What you should do -
Only the lines from the start of the data to the line containing "border-r-white border-b-white shadow-[inset_1px_1px_0_#404040]';", both included, should be output, exactly and without pictures.

• • •

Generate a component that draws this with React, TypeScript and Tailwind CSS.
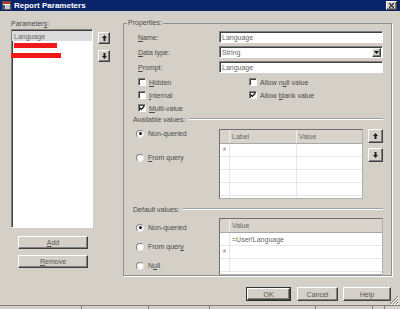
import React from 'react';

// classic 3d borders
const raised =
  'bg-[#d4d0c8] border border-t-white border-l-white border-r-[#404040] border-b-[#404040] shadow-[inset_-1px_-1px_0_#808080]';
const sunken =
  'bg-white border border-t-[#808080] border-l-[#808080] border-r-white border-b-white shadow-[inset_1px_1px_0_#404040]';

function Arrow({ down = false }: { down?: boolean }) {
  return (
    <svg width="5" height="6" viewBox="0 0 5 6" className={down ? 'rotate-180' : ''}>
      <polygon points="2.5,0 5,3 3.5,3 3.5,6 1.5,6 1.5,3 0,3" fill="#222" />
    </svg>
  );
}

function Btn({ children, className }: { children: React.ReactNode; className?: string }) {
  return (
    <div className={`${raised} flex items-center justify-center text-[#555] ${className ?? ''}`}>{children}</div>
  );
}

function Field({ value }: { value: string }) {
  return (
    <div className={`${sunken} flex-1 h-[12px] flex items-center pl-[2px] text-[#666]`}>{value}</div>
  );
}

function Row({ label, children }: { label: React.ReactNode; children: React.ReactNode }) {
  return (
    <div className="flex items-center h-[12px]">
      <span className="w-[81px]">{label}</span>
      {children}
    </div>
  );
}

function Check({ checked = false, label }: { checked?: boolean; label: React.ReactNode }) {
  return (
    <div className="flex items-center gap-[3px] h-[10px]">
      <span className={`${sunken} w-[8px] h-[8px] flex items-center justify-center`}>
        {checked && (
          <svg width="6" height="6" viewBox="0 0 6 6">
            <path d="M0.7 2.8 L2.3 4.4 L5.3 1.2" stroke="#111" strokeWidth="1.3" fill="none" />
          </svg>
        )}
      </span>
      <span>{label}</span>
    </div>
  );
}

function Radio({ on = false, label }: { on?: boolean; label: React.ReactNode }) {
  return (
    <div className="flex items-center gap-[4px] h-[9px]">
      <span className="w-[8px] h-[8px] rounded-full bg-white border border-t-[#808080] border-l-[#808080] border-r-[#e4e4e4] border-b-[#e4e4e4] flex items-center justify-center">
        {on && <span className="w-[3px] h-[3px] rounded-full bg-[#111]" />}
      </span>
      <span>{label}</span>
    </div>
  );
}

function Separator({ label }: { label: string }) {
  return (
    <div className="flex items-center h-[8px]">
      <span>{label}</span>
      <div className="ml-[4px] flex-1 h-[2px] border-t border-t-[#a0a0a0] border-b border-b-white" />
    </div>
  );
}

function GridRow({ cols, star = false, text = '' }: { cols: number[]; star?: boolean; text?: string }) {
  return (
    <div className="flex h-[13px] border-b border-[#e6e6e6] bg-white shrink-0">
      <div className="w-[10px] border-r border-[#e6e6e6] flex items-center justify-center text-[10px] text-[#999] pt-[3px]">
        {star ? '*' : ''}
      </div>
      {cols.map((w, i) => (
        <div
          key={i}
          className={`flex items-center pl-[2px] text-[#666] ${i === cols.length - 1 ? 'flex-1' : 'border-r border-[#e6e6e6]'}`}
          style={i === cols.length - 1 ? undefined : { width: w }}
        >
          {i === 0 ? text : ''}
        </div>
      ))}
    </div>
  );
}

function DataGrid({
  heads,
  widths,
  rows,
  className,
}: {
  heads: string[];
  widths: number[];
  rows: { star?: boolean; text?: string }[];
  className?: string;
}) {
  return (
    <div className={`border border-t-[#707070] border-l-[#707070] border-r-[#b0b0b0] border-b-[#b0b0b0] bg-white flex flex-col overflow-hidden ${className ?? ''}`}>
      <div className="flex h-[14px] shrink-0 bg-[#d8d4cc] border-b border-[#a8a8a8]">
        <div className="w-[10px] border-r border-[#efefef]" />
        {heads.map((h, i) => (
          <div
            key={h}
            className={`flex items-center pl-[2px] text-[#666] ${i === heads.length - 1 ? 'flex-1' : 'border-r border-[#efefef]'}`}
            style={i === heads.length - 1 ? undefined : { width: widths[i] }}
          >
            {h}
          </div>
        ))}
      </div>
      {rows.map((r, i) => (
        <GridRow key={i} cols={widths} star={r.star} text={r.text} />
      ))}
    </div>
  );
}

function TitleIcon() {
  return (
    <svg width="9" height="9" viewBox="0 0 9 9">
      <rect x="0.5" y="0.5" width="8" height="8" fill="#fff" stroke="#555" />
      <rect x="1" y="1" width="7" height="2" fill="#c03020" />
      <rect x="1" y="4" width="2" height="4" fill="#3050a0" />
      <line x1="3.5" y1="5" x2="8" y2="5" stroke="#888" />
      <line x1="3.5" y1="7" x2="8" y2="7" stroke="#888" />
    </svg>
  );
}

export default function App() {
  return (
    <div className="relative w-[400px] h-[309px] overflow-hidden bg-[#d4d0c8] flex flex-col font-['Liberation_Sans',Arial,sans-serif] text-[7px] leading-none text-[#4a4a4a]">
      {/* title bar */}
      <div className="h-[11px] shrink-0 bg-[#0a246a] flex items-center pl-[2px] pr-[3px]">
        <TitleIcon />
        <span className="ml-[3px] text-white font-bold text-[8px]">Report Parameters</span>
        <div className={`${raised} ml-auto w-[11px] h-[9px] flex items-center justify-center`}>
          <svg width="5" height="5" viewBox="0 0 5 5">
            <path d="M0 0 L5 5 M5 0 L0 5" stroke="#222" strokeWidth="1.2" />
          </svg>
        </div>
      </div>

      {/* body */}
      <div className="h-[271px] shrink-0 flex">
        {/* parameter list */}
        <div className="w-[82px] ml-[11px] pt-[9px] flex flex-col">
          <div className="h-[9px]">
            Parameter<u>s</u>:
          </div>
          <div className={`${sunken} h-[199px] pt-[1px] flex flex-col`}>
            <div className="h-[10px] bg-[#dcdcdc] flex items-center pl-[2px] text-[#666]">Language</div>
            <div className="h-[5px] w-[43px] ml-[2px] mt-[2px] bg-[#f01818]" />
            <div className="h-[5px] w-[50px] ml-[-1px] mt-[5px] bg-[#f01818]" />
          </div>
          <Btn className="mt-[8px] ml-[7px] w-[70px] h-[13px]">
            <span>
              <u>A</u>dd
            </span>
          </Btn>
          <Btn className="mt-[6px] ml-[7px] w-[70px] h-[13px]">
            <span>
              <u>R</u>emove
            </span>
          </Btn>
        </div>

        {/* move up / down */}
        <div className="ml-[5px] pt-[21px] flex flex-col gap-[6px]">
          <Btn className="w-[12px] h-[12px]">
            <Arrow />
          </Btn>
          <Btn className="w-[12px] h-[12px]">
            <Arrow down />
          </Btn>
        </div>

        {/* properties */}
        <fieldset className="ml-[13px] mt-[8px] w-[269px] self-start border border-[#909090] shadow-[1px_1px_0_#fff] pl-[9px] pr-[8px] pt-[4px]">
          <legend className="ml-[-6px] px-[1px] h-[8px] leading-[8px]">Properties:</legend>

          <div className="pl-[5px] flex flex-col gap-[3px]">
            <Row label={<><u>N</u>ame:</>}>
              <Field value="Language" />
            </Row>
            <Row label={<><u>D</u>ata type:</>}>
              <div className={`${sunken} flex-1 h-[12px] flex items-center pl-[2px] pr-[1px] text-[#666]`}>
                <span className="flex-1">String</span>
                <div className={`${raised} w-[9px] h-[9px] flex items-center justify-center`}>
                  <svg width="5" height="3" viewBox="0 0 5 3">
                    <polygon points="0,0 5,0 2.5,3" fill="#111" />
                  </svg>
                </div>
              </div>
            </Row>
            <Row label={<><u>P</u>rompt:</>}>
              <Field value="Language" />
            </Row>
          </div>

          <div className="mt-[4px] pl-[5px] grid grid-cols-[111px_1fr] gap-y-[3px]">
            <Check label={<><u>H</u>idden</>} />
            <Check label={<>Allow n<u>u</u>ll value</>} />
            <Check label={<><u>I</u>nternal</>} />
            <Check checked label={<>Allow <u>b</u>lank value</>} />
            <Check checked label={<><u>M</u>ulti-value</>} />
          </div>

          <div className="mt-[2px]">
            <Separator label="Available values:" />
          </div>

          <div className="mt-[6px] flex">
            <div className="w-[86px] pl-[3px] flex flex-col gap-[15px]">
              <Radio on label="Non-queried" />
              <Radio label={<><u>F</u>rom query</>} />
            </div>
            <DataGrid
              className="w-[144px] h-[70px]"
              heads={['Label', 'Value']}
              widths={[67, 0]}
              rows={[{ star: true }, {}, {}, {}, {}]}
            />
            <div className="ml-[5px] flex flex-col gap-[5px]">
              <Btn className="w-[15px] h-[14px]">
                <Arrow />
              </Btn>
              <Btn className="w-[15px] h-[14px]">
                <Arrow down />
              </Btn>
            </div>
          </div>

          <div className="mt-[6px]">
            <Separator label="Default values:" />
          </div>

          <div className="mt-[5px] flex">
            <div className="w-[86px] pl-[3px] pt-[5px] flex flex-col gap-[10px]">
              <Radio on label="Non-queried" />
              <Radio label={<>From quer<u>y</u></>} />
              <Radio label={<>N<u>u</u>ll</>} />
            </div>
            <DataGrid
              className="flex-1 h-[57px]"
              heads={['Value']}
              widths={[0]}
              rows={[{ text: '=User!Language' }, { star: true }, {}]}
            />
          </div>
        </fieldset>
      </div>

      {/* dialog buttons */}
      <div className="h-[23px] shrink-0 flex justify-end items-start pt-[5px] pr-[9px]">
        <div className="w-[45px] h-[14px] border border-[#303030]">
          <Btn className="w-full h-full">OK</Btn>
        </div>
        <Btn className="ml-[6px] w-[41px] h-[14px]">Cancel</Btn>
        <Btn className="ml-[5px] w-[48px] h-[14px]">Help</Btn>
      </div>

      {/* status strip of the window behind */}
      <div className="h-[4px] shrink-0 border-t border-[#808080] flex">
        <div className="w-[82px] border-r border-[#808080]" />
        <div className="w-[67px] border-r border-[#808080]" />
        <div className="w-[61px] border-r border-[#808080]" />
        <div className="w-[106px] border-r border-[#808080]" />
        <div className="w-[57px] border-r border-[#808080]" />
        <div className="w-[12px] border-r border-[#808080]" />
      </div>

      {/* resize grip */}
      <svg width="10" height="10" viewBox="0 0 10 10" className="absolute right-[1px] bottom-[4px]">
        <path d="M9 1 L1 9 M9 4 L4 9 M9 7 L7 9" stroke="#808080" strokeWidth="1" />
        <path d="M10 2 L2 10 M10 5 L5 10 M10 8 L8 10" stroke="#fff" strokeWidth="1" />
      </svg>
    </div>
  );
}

• • •

The output -
Generate a component that draws this with React, TypeScript and Tailwind CSS.
import React from 'react';

// classic 3d borders
const raised =
  'bg-[#d4d0c8] border border-t-white border-l-white border-r-[#404040] border-b-[#404040] shadow-[inset_-1px_-1px_0_#808080]';
const sunken =
  'bg-white border border-t-[#808080] border-l-[#808080] border-r-white border-b-white shadow-[inset_1px_1px_0_#404040]';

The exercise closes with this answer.